We need people of sound judgement to get past this. Sadly, there are far too many cases where those receiving the information cannot see beyond themselves, but this isn’t cause to give up on them. There is still a lot of wisdom in the older generations, and we’ve got to get that wisdom across to a generation that receives and perceives things differently. Sitting on our porches yelling “get off our lawns” isn’t helpful at all. Believe it or not, pining for the “old days” passes as an insult to many – they just don’t have the patience for it (it should be fairly obvious that someone else’s “old days” are meaningless to a younger generation). And yet it’s extremely important to be able to somehow pass on the best of the old days.

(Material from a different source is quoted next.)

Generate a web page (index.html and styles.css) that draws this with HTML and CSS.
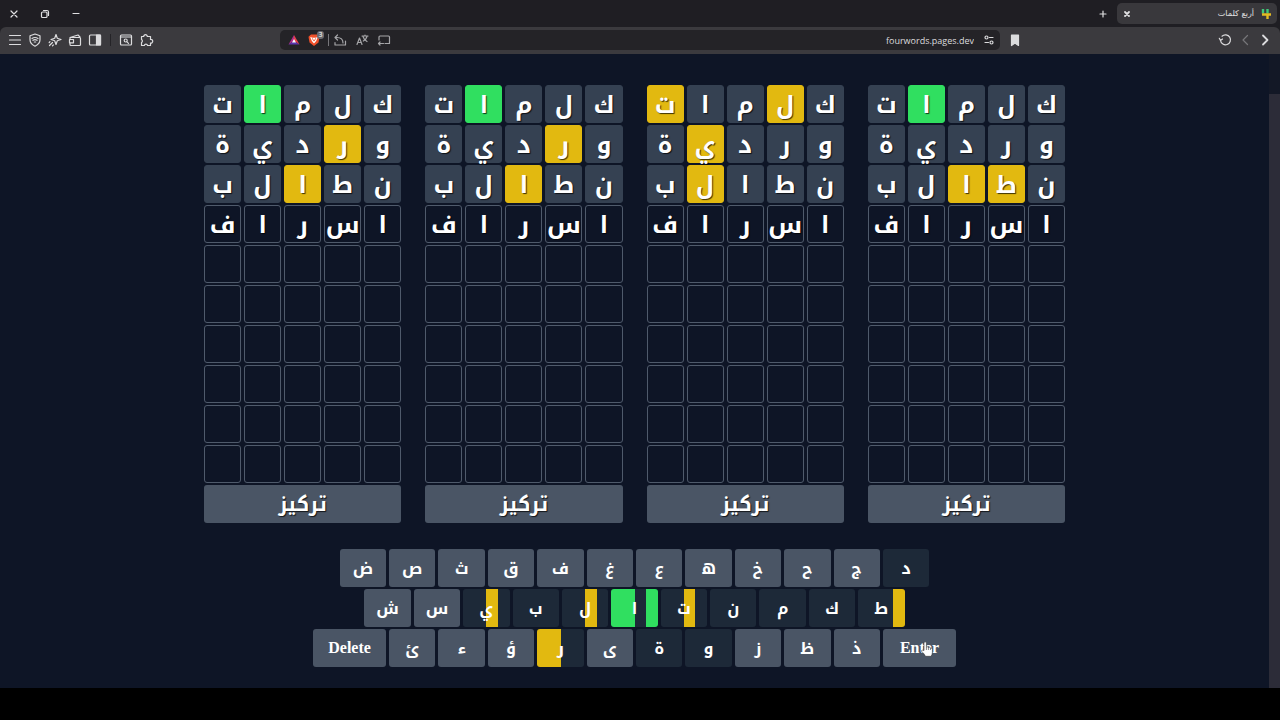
FILE: index.html
```html
<!DOCTYPE html>
<html lang="en">
<head>
    <meta charset="UTF-8">
    <meta name="viewport" content="width=device-width, initial-scale=1.0">
    <title>أربع كلمات</title>
    <link rel="stylesheet" href="styles.css">
</head>
<body>
    <header class="tabs">
        <div class="window-buttons">
            <button class="icon" aria-label="Close window"><svg viewBox="0 0 16 16"><path d="M5 5l6 6M11 5l-6 6"/></svg></button>
            <button class="icon" aria-label="Restore window"><svg viewBox="0 0 16 16"><rect x="4.5" y="6" width="5.5" height="5.5" rx="1"/><path d="M6.5 4.5H10a1.5 1.5 0 0 1 1.5 1.5v3.5"/></svg></button>
            <button class="icon" aria-label="Minimize window"><svg viewBox="0 0 16 16"><path d="M5 7.5h6"/></svg></button>
        </div>
        <button class="icon new-tab" aria-label="New tab"><svg viewBox="0 0 16 16"><path d="M8 5v6M5 8h6"/></svg></button>
        <div class="tab">
            <button class="icon" aria-label="Close tab"><svg class="bold" viewBox="0 0 16 16"><path d="M6 6l4 4M10 6l-4 4"/></svg></button>
            <span class="tab-title" dir="rtl">أربع كلمات</span>
            <svg class="favicon" viewBox="0 0 12 12"><path d="M3 1v4.500M7.500 1v4.500" stroke="#3fc878"/><path d="M2 6.500h9M7.500 5.500v5.500" stroke="#e3bb22"/></svg>
        </div>
    </header>

    <nav class="toolbar">
        <div class="tools">
            <button class="icon" aria-label="Menu"><svg viewBox="0 0 16 16"><path d="M2.500 3.500h11M2.500 8h11M2.500 12.500h11"/></svg></button>
            <button class="icon" aria-label="VPN"><svg viewBox="0 0 16 16"><path d="M8 2l5 1.800v4c0 3-2 5-5 6.400-3-1.400-5-3.400-5-6.400v-4z"/><path d="M5 6.500q3-2 6 0M6 8.300q2-1.300 4 0M7.300 10h1.400"/></svg></button>
            <button class="icon" aria-label="Leo"><svg viewBox="0 0 16 16"><path d="M9 2.500l1.300 3.700L14 7.500l-3.700 1.300L9 12.500 7.700 8.800 4 7.500l3.700-1.300z"/><path d="M5.500 10.500l-3 3M3 9.700l-.8.800M6.300 13l-.8.800"/></svg></button>
            <button class="icon" aria-label="Wallet"><svg viewBox="0 0 16 16"><path d="M3 7V5.500L11 3l2 2v.5M3 5.500h9.500a1 1 0 0 1 1 1v6a1 1 0 0 1-1 1H4a1 1 0 0 1-1-1V11"/><path d="M2.500 7.500h4v3.300h-4z"/></svg></button>
            <button class="icon" aria-label="Sidebar"><svg viewBox="0 0 16 16"><rect x="2.500" y="3" width="11" height="10" rx="1"/><path class="solid" d="M9.500 3h4v10h-4z"/></svg></button>
            <span class="divider"></span>
            <button class="icon" aria-label="Search tabs"><svg viewBox="0 0 16 16"><rect x="2.500" y="3" width="11" height="10" rx="1"/><path d="M2.500 5h11"/><circle cx="7.700" cy="8.500" r="1.500"/><path d="M9 9.800l1.500 1.500"/></svg></button>
            <button class="icon" aria-label="Extensions"><svg viewBox="0 0 16 16"><path d="M3.500 4.500h2.200a1.800 1.800 0 1 1 3.600 0h3.200v3a1.800 1.800 0 1 1 0 3.500v2.500H9.600a1.700 1.700 0 0 0-3.300 0H3.500v-3a1.700 1.700 0 0 0 0-3z"/></svg></button>
        </div>
        <div class="address">
            <button class="icon" aria-label="Rewards"><svg viewBox="0 0 16 16"><path d="M8 3v6l5.500 3.500z" fill="#e8404a" stroke="none"/><path d="M8 3v6l-5.500 3.500z" fill="#b02f8a" stroke="none"/><path d="M2.500 12.500h11L8 9z" fill="#5b35b0" stroke="none"/><path d="M8 7l-2 3.500h4z" fill="#fff" stroke="none"/></svg></button>
            <button class="icon shields" aria-label="Shields"><svg viewBox="0 0 16 16"><path d="M5 2.500h6l2.500 2.300-1 5.700L8 14l-4.500-3.500-1-5.700z" fill="#f0502a" stroke="none"/><path d="M5 5.500l1.300 3L8 10.500l1.700-2 1.300-3M7 6l1 1.500L9 6" stroke="#fff"/></svg><span class="badge">3</span></button>
            <span class="divider light"></span>
            <button class="icon dim" aria-label="Share"><svg viewBox="0 0 16 16"><path d="M5.500 3L3 5.500 5.500 8M3 5.500h2c4 0 6 2 6 5.500M3 10.500V13h10.500V9"/></svg></button>
            <button class="icon dim" aria-label="Translate"><svg viewBox="0 0 16 16"><path d="M3 12.500L5.500 6 8 12.500M4 10.500h3M8 4h6M11 3v1M9 4.500q1 3.500 4 5M13 4.500q-.8 3-3.700 4.500"/></svg></button>
            <button class="icon dim" aria-label="Cast"><svg viewBox="0 0 16 16"><path d="M3 8V5a1 1 0 0 1 1-1h8.500a1 1 0 0 1 1 1v6.500H9M2.500 11.500h5M4 10l-1.500 1.500L4 13"/></svg></button>
            <input class="url" type="text" aria-label="Address" value="fourwords.pages.dev">
            <button class="icon settings" aria-label="Site settings"><svg viewBox="0 0 16 16"><circle cx="5.500" cy="5.500" r="1.500"/><path d="M8.500 5.500H12M4 10.500h3.500"/><circle cx="10.500" cy="10.500" r="1.500"/></svg></button>
        </div>
        <div class="history">
            <button class="icon" aria-label="Bookmark"><svg viewBox="0 0 16 16"><path class="solid" d="M4.500 3h7v10.500L8 11l-3.500 2.500z"/></svg></button>
            <button class="icon reload" aria-label="Reload"><svg viewBox="0 0 16 16"><path d="M3.500 8.500A5 5 0 1 0 5 4.200M3.500 8.500L2.300 6.300M3.500 8.500l2-1.500"/></svg></button>
            <button class="icon faint" aria-label="Forward"><svg viewBox="0 0 16 16"><path d="M10.500 3.500L6 8l4.500 4.500"/></svg></button>
            <button class="icon" aria-label="Back"><svg class="bold" viewBox="0 0 16 16"><path d="M6 3.500L10.500 8 6 12.500"/></svg></button>
        </div>
    </nav>

    <div class="page">
        <main class="game">
            <div class="boards" id="boards"></div>

            <div class="keyboard">
                <div class="row">
                    <button class="key">ض</button>
                    <button class="key">ص</button>
                    <button class="key">ث</button>
                    <button class="key">ق</button>
                    <button class="key">ف</button>
                    <button class="key">غ</button>
                    <button class="key">ع</button>
                    <button class="key">ه</button>
                    <button class="key">خ</button>
                    <button class="key">ح</button>
                    <button class="key">ج</button>
                    <button class="key used">د</button>
                </div>
                <div class="row">
                    <button class="key">ش</button>
                    <button class="key">س</button>
                    <button class="key third">ي</button>
                    <button class="key used">ب</button>
                    <button class="key third">ل</button>
                    <button class="key alif">ا</button>
                    <button class="key third">ت</button>
                    <button class="key used">ن</button>
                    <button class="key used">م</button>
                    <button class="key used">ك</button>
                    <button class="key fourth">ط</button>
                </div>
                <div class="row">
                    <button class="key wide">Delete</button>
                    <button class="key">ئ</button>
                    <button class="key">ء</button>
                    <button class="key">ؤ</button>
                    <button class="key first-half">ر</button>
                    <button class="key">ى</button>
                    <button class="key used">ة</button>
                    <button class="key used">و</button>
                    <button class="key">ز</button>
                    <button class="key">ظ</button>
                    <button class="key">ذ</button>
                    <button class="key wide">Enter
                        <svg class="pointer" viewBox="0 0 16 16"><path d="M5 9.500V2a1.200 1.200 0 0 1 2.400 0v4q1.200-.6 2 .4 1.300-.5 2 .5 1.800-.2 2 1.400v3q0 2-1.300 4H6.500Q5 12.500 2.300 10q.6-1.700 2.700-.5z"/><path d="M7.400 6v3M9.400 6.400v2.600M11.400 6.900v2.100"/></svg>
                    </button>
                </div>
            </div>
        </main>
        <div class="scrollbar"><div class="thumb"></div></div>
    </div>
    <footer class="bottom"></footer>

    <script>
const ROWS = 10;
const COLS = 5;
const guesses = ['كلمات', 'وردية', 'نطالب'];
const current = 'اسراف';

// g = right place, y = wrong place, - = not in the word
const results = [
    ['---g-', '-y---', '--y--'],
    ['---g-', '-y---', '--y--'],
    ['-y--y', '---y-', '---y-'],
    ['---g-', '-----', '-yy--']
];
const colors = { g: 'correct', y: 'present', '-': 'absent' };

const boards = document.getElementById('boards');

results.forEach(result => {
    const board = document.createElement('section');
    board.className = 'board';

    for (let r = 0; r < ROWS; r++) {
        for (let c = 0; c < COLS; c++) {
            const cell = document.createElement('div');
            cell.className = 'cell';
            if (r < guesses.length) {
                cell.classList.add(colors[result[r][c]]);
                cell.textContent = guesses[r][c];
            } else if (r === guesses.length) {
                cell.textContent = current[c];
            }
            board.appendChild(cell);
        }
    }

    const focus = document.createElement('button');
    focus.className = 'focus';
    focus.textContent = 'تركيز';
    board.appendChild(focus);
    boards.appendChild(board);
});
    </script>
</body>
</html>
```
FILE: styles.css
```css
* {
    box-sizing: border-box;
}
body {
    margin: 0;
    min-height: 100vh;
    display: flex;
    flex-direction: column;
    background-color: #1f1e23;
    font-family: "Noto Kufi Arabic", "Noto Sans Arabic", "Noto Sans", sans-serif;
}
button {
    border: none;
    padding: 0;
    margin: 0;
    color: inherit;
    font-family: inherit;
    cursor: pointer;
}

/* browser bars */
.tabs {
    display: flex;
    align-items: center;
    height: 27px;
    padding: 0 3px 0 4px;
    color: #e0e0e2;
}
.window-buttons {
    display: flex;
    gap: 11px;
    flex: 1;
}
.new-tab {
    margin-right: 4px;
}
.tab {
    display: flex;
    align-items: center;
    width: 160px;
    height: 21px;
    padding-right: 5px;
    border-radius: 5px;
    background-color: #39383c;
}
.tab-title {
    flex: 1;
    padding: 0 6px;
    font-family: "DejaVu Sans", sans-serif;
    font-size: 8px;
}
.favicon {
    width: 12px;
    height: 12px;
    fill: none;
    stroke-width: 2.4;
}
.icon {
    display: flex;
    align-items: center;
    justify-content: center;
    flex: none;
    width: 20px;
    height: 20px;
    background: none;
}
.icon svg {
    width: 16px;
    height: 16px;
    fill: none;
    stroke: currentColor;
    stroke-width: 1.2;
    stroke-linecap: round;
    stroke-linejoin: round;
}
.icon svg.bold {
    stroke-width: 1.8;
}
.icon .solid {
    fill: currentColor;
}
.dim {
    margin-right: 2px;
    color: #a5a5a8;
}
.faint {
    color: #77767a;
}
.toolbar {
    display: grid;
    grid-template-columns: 280px 1fr 280px;
    align-items: center;
    height: 27px;
    padding-bottom: 1px;
    border-radius: 6px 6px 0 0;
    background-color: #3b3a3e;
    color: #dcdcde;
}
.tools {
    display: flex;
    align-items: center;
    padding-left: 5px;
}
.divider {
    width: 1px;
    height: 12px;
    margin: 0 5px;
    background-color: #242327;
}
.divider.light {
    margin: 0 1px 0 4px;
    background-color: #77767a;
}
.address {
    display: flex;
    align-items: center;
    height: 20px;
    padding: 0 1px 0 4px;
    border-radius: 5px;
    background-color: #242327;
}
.shields {
    position: relative;
}
.badge {
    position: absolute;
    top: 1px;
    right: 0;
    width: 7px;
    border-radius: 3px;
    background-color: #6b6a6f;
    color: #fff;
    font-family: "Open Sans", sans-serif;
    font-size: 7px;
    line-height: 8px;
}
.url {
    flex: 1;
    min-width: 0;
    border: none;
    padding: 0 5px;
    background: none;
    color: #dcdcde;
    font-family: "Open Sans", sans-serif;
    font-size: 9px;
    text-align: right;
    outline: none;
}
.history {
    display: flex;
    padding: 0 5px;
}
.reload {
    margin-left: auto;
}

/* game */
.page {
    display: flex;
    flex: 1;
    background-color: #0e1526;
}
.game {
    flex: 1;
    padding: 31px 24px 20px;
    color: #fff;
}
.boards {
    display: grid;
    grid-template-columns: repeat(4, 1fr);
    gap: 24px;
    max-width: 861px;
    margin: 0 auto 26px;
}
.board {
    display: grid;
    grid-template-columns: repeat(5, 1fr);
    gap: 2px 3px;
    direction: rtl;
}
.cell {
    display: flex;
    align-items: center;
    justify-content: center;
    min-width: 0;
    height: 38px;
    padding-top: 2px;
    border: 1px solid #4f5a6b;
    border-radius: 3px;
    font-size: 24px;
    font-weight: bold;
    line-height: 32px;
    text-shadow: 1px 1px 1px #000b;
}
.absent {
    border-color: #354152;
    background-color: #354152;
}
.correct {
    border-color: #30df60;
    background-color: #30df60;
}
.present {
    border-color: #e2b910;
    background-color: #e2b910;
}
.focus {
    grid-column: 1 / -1;
    height: 38px;
    border-radius: 3px;
    background-color: #4a5565;
    font-size: 20px;
    font-weight: bold;
    line-height: 32px;
    text-shadow: 1px 1px 1px #000b;
}
.keyboard {
    display: flex;
    flex-direction: column;
    gap: 2px;
    max-width: 643px;
    margin: 0 auto;
}
.row {
    display: flex;
    justify-content: center;
    gap: 3px;
}
.key {
    flex: 0 0 calc((100% - 179px) / 10);
    height: 38px;
    border-radius: 3px;
    background-color: #4a5565;
    font-size: 16px;
    font-weight: bold;
}
.wide {
    position: relative;
    flex-basis: 73px;
    font-family: "Liberation Serif", serif;
}
.used {
    background-color: #1d2938;
}
/* each quarter of a key stands for one board */
.first-half {
    background: linear-gradient(to right, #e2b910 50%, #1d2938 50%);
}
.third {
    background: linear-gradient(to right, #1d2938 50%, #e2b910 50%, #e2b910 75%, #1d2938 75%);
}
.fourth {
    background: linear-gradient(to right, #1d2938 75%, #e2b910 75%);
}
.alif {
    background: linear-gradient(to right, #30df60 50%, #1d2938 50%, #1d2938 75%, #30df60 75%);
}
.pointer {
    position: absolute;
    top: 12px;
    left: 36px;
    width: 16px;
    height: 16px;
    fill: #fff;
    stroke: #333;
    stroke-width: 0.6;
}
.scrollbar {
    width: 11px;
    padding-top: 40px;
    background-color: #131826;
}
.thumb {
    height: 100%;
    background-color: #2c2c38;
}
.bottom {
    height: 32px;
    background-color: #000;
}
```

To be a successful member of a global community means looking beyond one’s own cultural preferences and understanding that the world isn’t “just like us.” The “old days” are filled with the failures of past generations, but they’re also full of the lessons learned from those failures.        To think today that being unlike us makes those others wrong is the same arrogance that has plagued America in the past. To think though that this time it will be different is a mistake we shouldn’t be making. It’s something that maybe the older generation can help us to avoid.

But the first step is to communicate.  We’ve got to learn how.